===== RECORDS

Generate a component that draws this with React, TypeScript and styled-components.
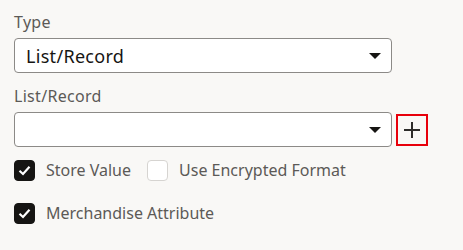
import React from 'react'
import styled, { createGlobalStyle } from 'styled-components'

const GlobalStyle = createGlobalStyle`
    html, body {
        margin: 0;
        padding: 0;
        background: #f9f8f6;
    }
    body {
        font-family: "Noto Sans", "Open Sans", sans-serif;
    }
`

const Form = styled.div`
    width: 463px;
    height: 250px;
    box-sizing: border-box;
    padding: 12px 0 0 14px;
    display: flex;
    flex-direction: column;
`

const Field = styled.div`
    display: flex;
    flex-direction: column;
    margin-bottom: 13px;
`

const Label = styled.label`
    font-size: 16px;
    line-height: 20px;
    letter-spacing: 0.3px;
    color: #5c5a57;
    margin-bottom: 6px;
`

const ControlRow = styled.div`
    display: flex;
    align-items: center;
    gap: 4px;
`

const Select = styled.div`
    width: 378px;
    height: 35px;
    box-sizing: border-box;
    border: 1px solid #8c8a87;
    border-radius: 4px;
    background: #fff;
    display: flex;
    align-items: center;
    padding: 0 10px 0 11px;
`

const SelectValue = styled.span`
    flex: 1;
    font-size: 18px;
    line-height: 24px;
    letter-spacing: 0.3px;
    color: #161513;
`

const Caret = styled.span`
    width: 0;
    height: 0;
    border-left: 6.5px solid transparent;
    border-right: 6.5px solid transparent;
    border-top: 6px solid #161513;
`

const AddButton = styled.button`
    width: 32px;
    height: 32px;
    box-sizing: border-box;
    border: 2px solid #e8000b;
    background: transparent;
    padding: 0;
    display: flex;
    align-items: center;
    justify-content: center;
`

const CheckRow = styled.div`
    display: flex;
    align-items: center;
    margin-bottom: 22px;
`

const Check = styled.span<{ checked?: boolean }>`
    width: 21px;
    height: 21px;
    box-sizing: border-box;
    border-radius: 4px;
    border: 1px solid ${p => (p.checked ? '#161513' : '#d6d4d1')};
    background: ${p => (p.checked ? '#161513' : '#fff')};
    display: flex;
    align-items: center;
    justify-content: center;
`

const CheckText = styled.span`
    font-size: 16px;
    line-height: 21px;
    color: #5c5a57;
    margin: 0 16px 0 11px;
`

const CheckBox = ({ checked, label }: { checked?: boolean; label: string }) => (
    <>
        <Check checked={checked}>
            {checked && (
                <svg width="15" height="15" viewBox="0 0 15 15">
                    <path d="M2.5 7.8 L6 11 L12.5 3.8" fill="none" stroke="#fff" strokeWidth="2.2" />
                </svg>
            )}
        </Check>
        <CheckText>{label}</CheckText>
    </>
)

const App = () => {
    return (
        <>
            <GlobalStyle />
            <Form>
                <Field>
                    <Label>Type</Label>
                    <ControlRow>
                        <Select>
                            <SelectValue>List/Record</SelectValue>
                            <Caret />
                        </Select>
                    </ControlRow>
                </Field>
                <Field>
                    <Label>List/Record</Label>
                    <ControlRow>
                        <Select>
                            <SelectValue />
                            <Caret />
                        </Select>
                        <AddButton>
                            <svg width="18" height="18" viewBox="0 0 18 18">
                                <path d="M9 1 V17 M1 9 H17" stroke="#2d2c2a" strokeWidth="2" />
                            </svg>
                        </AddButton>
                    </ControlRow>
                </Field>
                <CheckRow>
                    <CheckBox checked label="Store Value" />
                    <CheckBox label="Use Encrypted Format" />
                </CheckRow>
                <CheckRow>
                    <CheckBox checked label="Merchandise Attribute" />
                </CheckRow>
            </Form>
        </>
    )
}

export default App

==========
===== RECORDS

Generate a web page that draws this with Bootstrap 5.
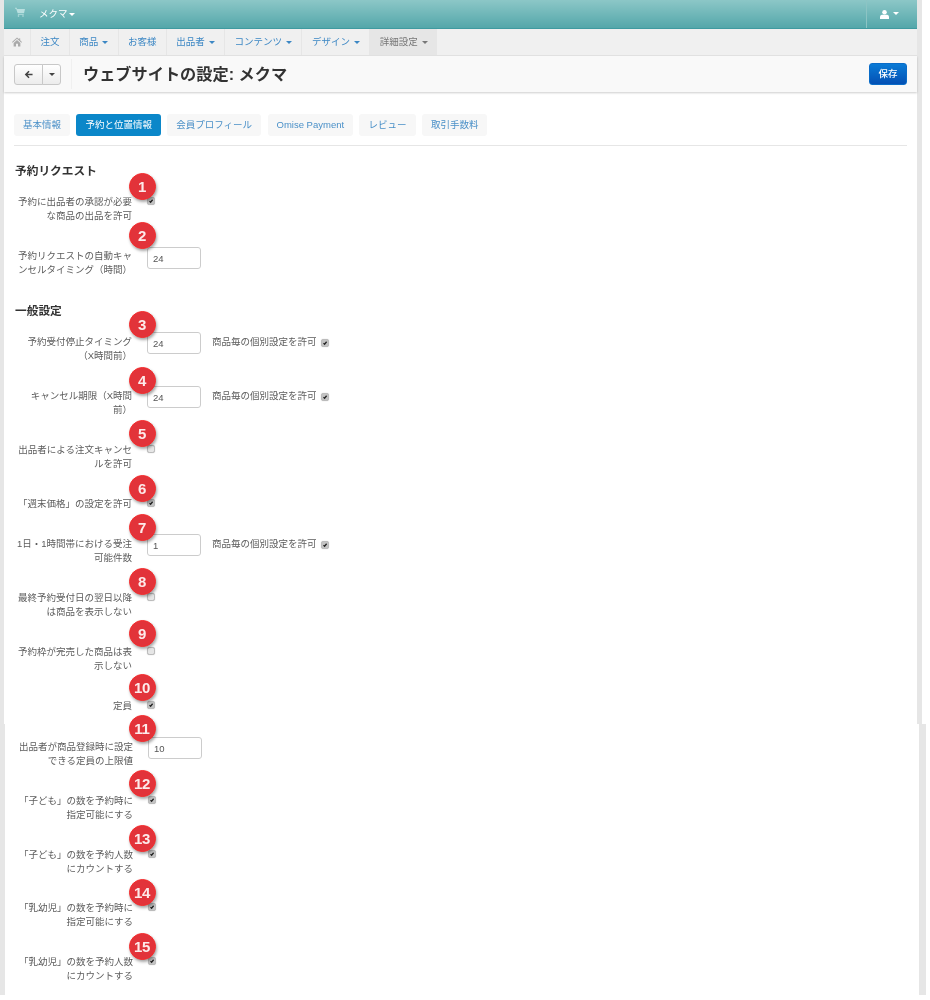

==========

Copy each line of the listing that includes "draws".

RESULT OF THE TASK:
Generate a component that draws this with React, TypeScript and styled-components.
Generate a web page that draws this with Bootstrap 5.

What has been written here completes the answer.